╭─ Data shown

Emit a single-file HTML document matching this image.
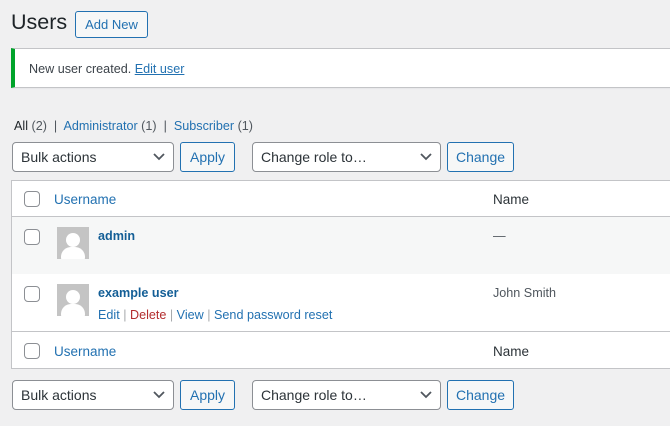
<!DOCTYPE html>
<html><head><style>
*{box-sizing:border-box}
body{margin:0;width:670px;height:426px;background:#f0f0f1;font-family:"Liberation Sans",sans-serif;font-size:13px;color:#3c434a;overflow:hidden;position:relative}
.a{position:absolute}
a{color:#2271b1;text-decoration:none}
.btn{position:absolute;border:1px solid #2271b1;color:#2271b1;background:#f6f7f7;border-radius:3px;font-size:13px;display:flex;align-items:center;justify-content:center}
.sel{position:absolute;border:1px solid #8c8f94;background:#fff;border-radius:4px;font-size:14px;color:#2c3338;padding-left:8px;display:flex;align-items:center}
.sel svg{position:absolute;right:8px;top:10px}
.cb{position:absolute;width:16px;height:16px;border:1px solid #8c8f94;border-radius:4px;background:#fff;left:12px}
.row{position:absolute;left:0;width:100%}
.av{position:absolute;left:45px;width:32px;height:32px;background:#c4c4c4;overflow:hidden}
.sm{font-size:12.6px}
</style></head><body>
<div class="a" style="left:11px;top:10px;font-size:21.5px;color:#1d2327">Users</div>
<div class="btn" style="left:75px;top:11px;width:73px;height:27px">Add New</div>
<div class="a" style="left:11px;top:48px;width:670px;height:40px;background:#fff;border:1px solid #c3c4c7;border-left:4px solid #00a32a;box-shadow:0 1px 1px rgba(0,0,0,.04)"></div>
<div class="a sm" style="left:29px;top:62px">New user created. <a style="text-decoration:underline">Edit user</a></div>
<div class="a sm" style="left:14px;top:119px;color:#50575e"><span style="color:#1d2327">All</span> <span style="color:#50575e">(2)</span> &nbsp;|&nbsp; <a>Administrator <span style="color:#50575e">(1)</span></a> &nbsp;|&nbsp; <a>Subscriber <span style="color:#50575e">(1)</span></a></div>

<div class="sel" style="left:12px;top:142px;width:162px;height:30px">Bulk actions<svg width="12" height="8"><path d="M1 1l5 5 5-5" stroke="#50575e" stroke-width="1.8" fill="none"/></svg></div>
<div class="btn" style="left:180px;top:142px;width:55px;height:30px;font-size:14px">Apply</div>
<div class="sel" style="left:252px;top:142px;width:189px;height:30px">Change role to…<svg width="12" height="8"><path d="M1 1l5 5 5-5" stroke="#50575e" stroke-width="1.8" fill="none"/></svg></div>
<div class="btn" style="left:447px;top:142px;width:67px;height:30px;font-size:14px">Change</div>

<div class="a" style="left:11px;top:180px;width:670px;height:189px;background:#fff;border:1px solid #c3c4c7">
 <div class="row" style="top:0;height:36px;border-bottom:1px solid #c3c4c7">
  <div class="cb" style="top:10px"></div><a class="a" style="left:42px;top:11px;font-size:13.5px">Username</a><span class="a" style="left:481px;top:11px;font-size:13.5px;color:#2c3338">Name</span></div>
 <div class="row" style="top:36px;height:57px;background:#f6f7f7">
  <div class="cb" style="top:12px"></div>
  <div class="av" style="top:10px"><div class="a" style="left:9px;top:6px;width:14px;height:14px;border-radius:50%;background:#fff"></div><div class="a" style="left:4px;top:20px;width:24px;height:20px;border-radius:50%/60%;background:#fff"></div></div>
  <a class="a sm" style="left:86px;top:12px;font-weight:bold;color:#135e96">admin</a>
  <span class="a sm" style="left:481px;top:12px;color:#50575e">—</span></div>
 <div class="row" style="top:93px;height:58px;border-bottom:1px solid #c3c4c7">
  <div class="cb" style="top:12px"></div>
  <div class="av" style="top:10px"><div class="a" style="left:9px;top:6px;width:14px;height:14px;border-radius:50%;background:#fff"></div><div class="a" style="left:4px;top:20px;width:24px;height:20px;border-radius:50%/60%;background:#fff"></div></div>
  <a class="a sm" style="left:86px;top:12px;font-weight:bold;color:#135e96">example user</a>
  <span class="a sm" style="left:86px;top:34px;color:#a7aaad"><a>Edit</a> | <a style="color:#b32d2e">Delete</a> | <a>View</a> | <a>Send password reset</a></span>
  <span class="a sm" style="left:481px;top:12px;color:#50575e">John Smith</span></div>
 <div class="row" style="top:151px;height:37px">
  <div class="cb" style="top:11px"></div><a class="a" style="left:42px;top:12px;font-size:13.5px">Username</a><span class="a" style="left:481px;top:12px;font-size:13.5px;color:#2c3338">Name</span></div>
</div>

<div class="sel" style="left:12px;top:380px;width:162px;height:30px">Bulk actions<svg width="12" height="8"><path d="M1 1l5 5 5-5" stroke="#50575e" stroke-width="1.8" fill="none"/></svg></div>
<div class="btn" style="left:180px;top:380px;width:55px;height:30px;font-size:14px">Apply</div>
<div class="sel" style="left:252px;top:380px;width:189px;height:30px">Change role to…<svg width="12" height="8"><path d="M1 1l5 5 5-5" stroke="#50575e" stroke-width="1.8" fill="none"/></svg></div>
<div class="btn" style="left:447px;top:380px;width:67px;height:30px;font-size:14px">Change</div>
</body></html>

╰─

Written instruction>
Return to the listing above and set it down exactly, leaving out its pictures.

Correct answer>
Emit a single-file HTML document matching this image.
<!DOCTYPE html>
<html><head><style>
*{box-sizing:border-box}
body{margin:0;width:670px;height:426px;background:#f0f0f1;font-family:"Liberation Sans",sans-serif;font-size:13px;color:#3c434a;overflow:hidden;position:relative}
.a{position:absolute}
a{color:#2271b1;text-decoration:none}
.btn{position:absolute;border:1px solid #2271b1;color:#2271b1;background:#f6f7f7;border-radius:3px;font-size:13px;display:flex;align-items:center;justify-content:center}
.sel{position:absolute;border:1px solid #8c8f94;background:#fff;border-radius:4px;font-size:14px;color:#2c3338;padding-left:8px;display:flex;align-items:center}
.sel svg{position:absolute;right:8px;top:10px}
.cb{position:absolute;width:16px;height:16px;border:1px solid #8c8f94;border-radius:4px;background:#fff;left:12px}
.row{position:absolute;left:0;width:100%}
.av{position:absolute;left:45px;width:32px;height:32px;background:#c4c4c4;overflow:hidden}
.sm{font-size:12.6px}
</style></head><body>
<div class="a" style="left:11px;top:10px;font-size:21.5px;color:#1d2327">Users</div>
<div class="btn" style="left:75px;top:11px;width:73px;height:27px">Add New</div>
<div class="a" style="left:11px;top:48px;width:670px;height:40px;background:#fff;border:1px solid #c3c4c7;border-left:4px solid #00a32a;box-shadow:0 1px 1px rgba(0,0,0,.04)"></div>
<div class="a sm" style="left:29px;top:62px">New user created. <a style="text-decoration:underline">Edit user</a></div>
<div class="a sm" style="left:14px;top:119px;color:#50575e"><span style="color:#1d2327">All</span> <span style="color:#50575e">(2)</span> &nbsp;|&nbsp; <a>Administrator <span style="color:#50575e">(1)</span></a> &nbsp;|&nbsp; <a>Subscriber <span style="color:#50575e">(1)</span></a></div>

<div class="sel" style="left:12px;top:142px;width:162px;height:30px">Bulk actions<svg width="12" height="8"><path d="M1 1l5 5 5-5" stroke="#50575e" stroke-width="1.8" fill="none"/></svg></div>
<div class="btn" style="left:180px;top:142px;width:55px;height:30px;font-size:14px">Apply</div>
<div class="sel" style="left:252px;top:142px;width:189px;height:30px">Change role to…<svg width="12" height="8"><path d="M1 1l5 5 5-5" stroke="#50575e" stroke-width="1.8" fill="none"/></svg></div>
<div class="btn" style="left:447px;top:142px;width:67px;height:30px;font-size:14px">Change</div>

<div class="a" style="left:11px;top:180px;width:670px;height:189px;background:#fff;border:1px solid #c3c4c7">
 <div class="row" style="top:0;height:36px;border-bottom:1px solid #c3c4c7">
  <div class="cb" style="top:10px"></div><a class="a" style="left:42px;top:11px;font-size:13.5px">Username</a><span class="a" style="left:481px;top:11px;font-size:13.5px;color:#2c3338">Name</span></div>
 <div class="row" style="top:36px;height:57px;background:#f6f7f7">
  <div class="cb" style="top:12px"></div>
  <div class="av" style="top:10px"><div class="a" style="left:9px;top:6px;width:14px;height:14px;border-radius:50%;background:#fff"></div><div class="a" style="left:4px;top:20px;width:24px;height:20px;border-radius:50%/60%;background:#fff"></div></div>
  <a class="a sm" style="left:86px;top:12px;font-weight:bold;color:#135e96">admin</a>
  <span class="a sm" style="left:481px;top:12px;color:#50575e">—</span></div>
 <div class="row" style="top:93px;height:58px;border-bottom:1px solid #c3c4c7">
  <div class="cb" style="top:12px"></div>
  <div class="av" style="top:10px"><div class="a" style="left:9px;top:6px;width:14px;height:14px;border-radius:50%;background:#fff"></div><div class="a" style="left:4px;top:20px;width:24px;height:20px;border-radius:50%/60%;background:#fff"></div></div>
  <a class="a sm" style="left:86px;top:12px;font-weight:bold;color:#135e96">example user</a>
  <span class="a sm" style="left:86px;top:34px;color:#a7aaad"><a>Edit</a> | <a style="color:#b32d2e">Delete</a> | <a>View</a> | <a>Send password reset</a></span>
  <span class="a sm" style="left:481px;top:12px;color:#50575e">John Smith</span></div>
 <div class="row" style="top:151px;height:37px">
  <div class="cb" style="top:11px"></div><a class="a" style="left:42px;top:12px;font-size:13.5px">Username</a><span class="a" style="left:481px;top:12px;font-size:13.5px;color:#2c3338">Name</span></div>
</div>

<div class="sel" style="left:12px;top:380px;width:162px;height:30px">Bulk actions<svg width="12" height="8"><path d="M1 1l5 5 5-5" stroke="#50575e" stroke-width="1.8" fill="none"/></svg></div>
<div class="btn" style="left:180px;top:380px;width:55px;height:30px;font-size:14px">Apply</div>
<div class="sel" style="left:252px;top:380px;width:189px;height:30px">Change role to…<svg width="12" height="8"><path d="M1 1l5 5 5-5" stroke="#50575e" stroke-width="1.8" fill="none"/></svg></div>
<div class="btn" style="left:447px;top:380px;width:67px;height:30px;font-size:14px">Change</div>
</body></html>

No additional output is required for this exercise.